Pertumbuhan Semakin Lamban, Sektor Tambang Penuh Tekanan

Lokasi tambang emas ilegal yang diduga dikelola TKA China di kawasan IUP PT Indotan di Sekotong, Lombok Barat, NTB, Jumat (4/10/2024). (ANTARA/HO-KPK)
FAKTA.COM, Jakarta – Sepanjang tahun lalu, sektor pertambangan dan penggalian mendapatkan tekanan. Hal tersebut dapat dilihat dari beberapa indikator.
Hari ini, Badan Pusat Statistik (BPS) merilis laporan pertumbuhan ekonomi Indonesia 2024. Sepanjang tahun itu, Indonesia catatkan pertumbuhan ekonomi 5,03 persen. Angka ini lebih lambat jika dibandingkan dengan tahun sebelumnya, yakni 5,05 persen.
Bukan hanya itu saja, beberapa sektor tercatat mengalami perlambatan.

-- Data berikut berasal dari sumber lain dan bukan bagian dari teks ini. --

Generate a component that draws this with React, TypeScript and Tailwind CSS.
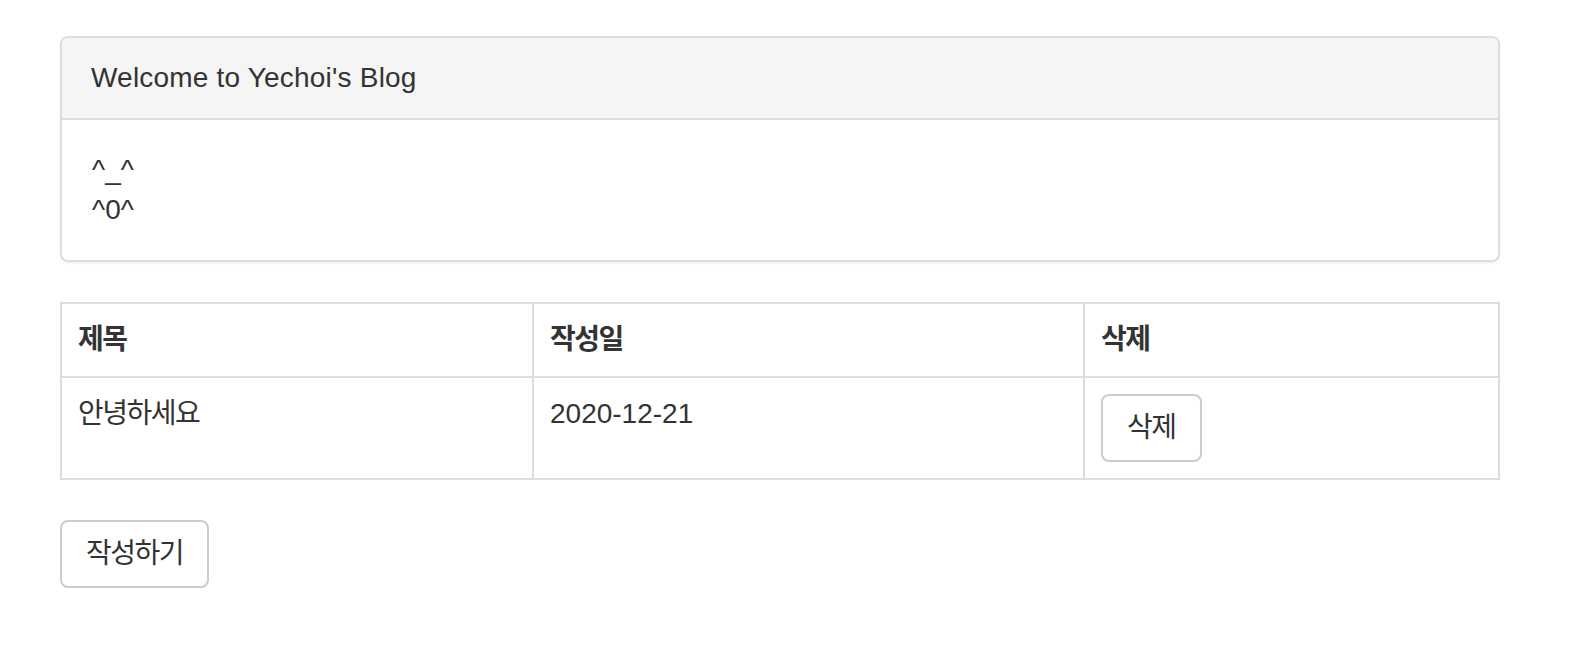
import React from "react";

const posts = [{ title: "안녕하세요", date: "2020-12-21" }];

export default function App() {
  return (
    <div
      className="min-h-[650px] bg-white pt-[36px] pl-[60px] text-[28px] leading-[40px] text-[#333]"
      style={{ fontFamily: "'Liberation Sans', 'Noto Sans CJK KR', sans-serif" }}
    >
      <div className="w-[1440px]">
        {/* Panel */}
        <div className="mb-[40px] rounded-[8px] border-2 border-[#ddd] bg-white shadow-[0_2px_2px_rgba(0,0,0,0.05)]">
          <div className="rounded-t-[6px] border-b-2 border-[#ddd] bg-[#f5f5f5] px-[29px] py-[20px] tracking-[0.2px]">
            Welcome to Yechoi's Blog
          </div>
          <div className="px-[30px] py-[30px]">
            <div>^_^</div>
            <div>^0^</div>
          </div>
        </div>

        {/* Posts table */}
        <table className="mb-[40px] w-full border-collapse">
          <colgroup>
            <col className="w-[472px]" />
            <col className="w-[551px]" />
            <col />
          </colgroup>
          <thead>
            <tr>
              <th className="border-2 border-[#ddd] p-[16px] text-left align-bottom font-bold tracking-[-1.5px]">제목</th>
              <th className="border-2 border-[#ddd] p-[16px] text-left align-bottom font-bold tracking-[-1.5px]">작성일</th>
              <th className="border-2 border-[#ddd] p-[16px] text-left align-bottom font-bold tracking-[-1.5px]">삭제</th>
            </tr>
          </thead>
          <tbody>
            {posts.map((p) => (
              <tr key={p.date}>
                <td className="border-2 border-[#ddd] p-[16px] align-top tracking-[-1.5px]">{p.title}</td>
                <td className="border-2 border-[#ddd] p-[16px] align-top">{p.date}</td>
                <td className="border-2 border-[#ddd] p-[16px] align-top">
                  <button className="rounded-[8px] border-2 border-[#ccc] bg-white px-[24px] py-[12px] leading-[40px] tracking-[-1.5px]">
                    삭제
                  </button>
                </td>
              </tr>
            ))}
          </tbody>
        </table>

        <button className="rounded-[8px] border-2 border-[#ccc] bg-white px-[24px] py-[12px] leading-[40px] tracking-[-1.5px]">
          작성하기
        </button>
      </div>
    </div>
  );
}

Salah satunya adalah sektor pertambangan dan penggalian. Bahkan, sektor ini tumbuh di bawah rata-rata pertumbuhan ekonomi nasional.
Berdasarkan laporan BPS, sektor ini hanya tumbuh 4,9 persen yoy saja, lebih rendah dengan pertumbuhan tahun sebelumnya, yakni 6,12 persen yoy. Di samping itu, share sektor pertambangan dan penggalian juga mengalami perlambatan.
Data menunjukkan, tahun lalu share sektor pertambangan dan penggalian terhadap Produk Domestik Bruto (PDB) Indonesia hanya sebesar 9,15 persen saja. Ini lebih rendah jika dibandingkan dengan tahun sebelumnya yang dicatatkan di angka 10,52 persen.
Indikator lain yang menunjukkan perlambatan sektor pertambangan dan penggalian adalah realisasi Penerimaan Negara Bukan Pajak (PNBP) di sektor Energi dan Sumber Daya Mineral (ESDM) yang kembali melanjutkan tren penurunannya sejak dua tahun terakhir.
Terkait tren tersebut, Menteri ESDM, Bahlil Lahadalia memberikan penjelasan. Hal tersebut disampaikannya dalam konferensi pers di Kementerian ESDM, Jakarta, Senin (3/2/2025).
“Ini terjadi penurunan [PNBP] di sektor mineral batubara, kenapa menurun? Karena harga global lagi turun,” ujar Bahlil.
Selain itu, data dari rendahnya penerimaan PPh sepanjang tahun tersebut juga menjadi indikator tekanan pada sektor tambang. Hal tersebut diungkap oleh Wakil Menteri Keuangan, Anggito Abimanyu dalam konferensi pers di kantor Kementerian Keuangan, Jakarta, Senin (6/1/2025).
“PPh badan memang masih terkontraksi cukup signifikan. Ini karena turunnya profitabilitas di sektor pertambangan, khususnya batubara, nikel, dan kelapa sawit yang terpengaruh volatilitas di dalam harga commodity,” ujar Anggito.
Sesuai dengan pernyataan Bahlil dan Anggito, jika melihat perkembangan harga beberapa komoditas tambang, data memang menunjukkan adanya kontraksi yang signifikan. Maka, tidak heran jika BPS melaporkan pertumbuhan sektor ini, cenderung melambat.